Menyalakan Semangat 80 Tahun RI, Zakat Produktif untuk Pesantren Mandiri

3 hours ago 2

REPUBLIKA.CO.ID, Oleh: Ade Sofyan Mulazid, (Guru Besar UIN Syarif Hidayatullah Jakarta) dan Yudhiarma (mahasiswa S3 UIN Syarif Hidayatullah Jakarta)

Pada 17 Agustus 2025, Indonesia akan memperingati hari ulang tahun (HUT) ke-80. Untuk ini, pemerintah menetapkan tanggal 18 sebagai libur nasional. Sejarah mencatat, ulama dan pelajar dari pondok pesantren menjadi salah satu ujung tombak dalam perjuangan merebut kemerdekaan. Sehingga 22 Oktober diputuskan sebagai Hari Santri, untuk mengenang Resolusi Jihad yang digelorakan KH Hasyim Asy’ari pada 1945 sebagai komando umat melawan penjajah.

Pesantren telah lama menjadi pusat pendidikan dan pembinaan moral umat di Indonesia, khususnya di daerah pedesaan.
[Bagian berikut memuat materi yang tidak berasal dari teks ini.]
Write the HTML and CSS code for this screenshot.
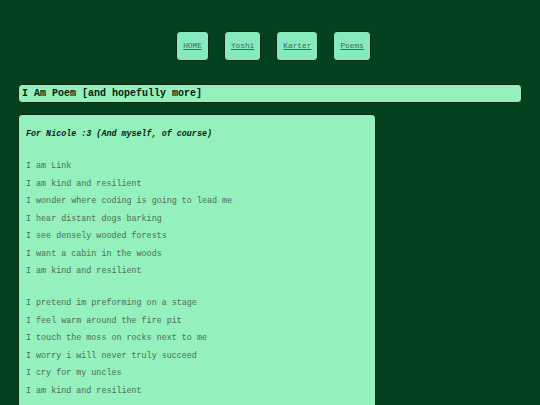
FILE: index.html
```html
<!DOCTYPE html>
<html>
<head>
<meta charset="utf-8">
<link rel="stylesheet" href="styles.css">
</head>
<body>
<nav class="nav">
  <a class="nav-btn" href="#">HOME</a>
  <a class="nav-btn" href="#">Yoshi</a>
  <a class="nav-btn" href="#">Karter</a>
  <a class="nav-btn" href="#">Poems</a>
</nav>
<h1 class="title">I Am Poem [and hopefully more]</h1>
<section class="poem">
  <p class="dedication">For Nicole :3 (And myself, of course)</p>
  <p class="line stanza">I am Link</p>
  <p class="line">I am kind and resilient</p>
  <p class="line">I wonder where coding is going to lead me</p>
  <p class="line">I hear distant dogs barking</p>
  <p class="line">I see densely wooded forests</p>
  <p class="line">I want a cabin in the woods</p>
  <p class="line">I am kind and resilient</p>
  <p class="line stanza">I pretend im preforming on a stage</p>
  <p class="line">I feel warm around the fire pit</p>
  <p class="line">I touch the moss on rocks next to me</p>
  <p class="line">I worry i will never truly succeed</p>
  <p class="line">I cry for my uncles</p>
  <p class="line">I am kind and resilient</p>
</section>
</body>
</html>
```
FILE: styles.css
```css
html, body {
  margin: 0;
  padding: 0;
  background: #04421f;
  font-family: "Liberation Mono", "Courier New", monospace;
  overflow: hidden;
  height: 405px;
}
body {
  padding: 0 18px;
}
.nav {
  display: flex;
  justify-content: center;
  gap: 15px;
  padding: 31px 0 0 7px;
  height: 30px;
}
.nav-btn {
  display: flex;
  align-items: center;
  padding: 0 6px;
  background: #86eabd;
  border: 1px solid #0c2a16;
  border-radius: 4px;
  color: #3d6e57;
  font-size: 7.8px;
  text-decoration: underline;
}
.title {
  margin: 23px 0 0 0;
  height: 17px;
  line-height: 17px;
  background: #94f0bc;
  border: 1px solid #0c2a16;
  border-radius: 4px;
  padding: 0 3px;
  font-size: 10px;
  font-weight: bold;
  color: #0b1a10;
}
.poem {
  margin-top: 11px;
  width: 341px;
  background: #94f0bc;
  border: 1px solid #0c2a16;
  border-radius: 4px;
  padding: 11px 8px 20px 7px;
}
.poem p {
  margin: 0;
  font-size: 8.4px;
  line-height: 17.5px;
}
.dedication {
  font-weight: bold;
  font-style: italic;
  color: #0b1a10;
}
.line {
  color: #4f6e5a;
}
.stanza {
  margin-top: 14.5px !important;
}
```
Namun, banyak pesantren masih menghadapi tantangan besar dalam aspek pendanaan operasional dan pengembangan kelembagaan.

Menurut hasil riset Balitbang Kemenag (2022), lebih dari 70% pesantren masih menggantungkan operasional harian pada dana non-produktif. Hal ini membuat pesantren rentan dalam menghadapi perubahan dinamika sosial ekonomi, seperti inflasi, resesi, atau pandemi. Ketergantungan terhadap donatur, sumbangan masyarakat, dan infak harian kerap menjadi sumber utama pemasukan pesantren.

Di sisi lain, zakat sebagai instrumen keuangan Islam memiliki potensi besar untuk mengatasi ketimpangan sosial dan mendorong kemandirian ekonomi umat. Salah satu pendekatan yang semakin relevan dalam konteks modern adalah zakat produktif, yaitu pengelolaan dana zakat dengan orientasi pemberdayaan.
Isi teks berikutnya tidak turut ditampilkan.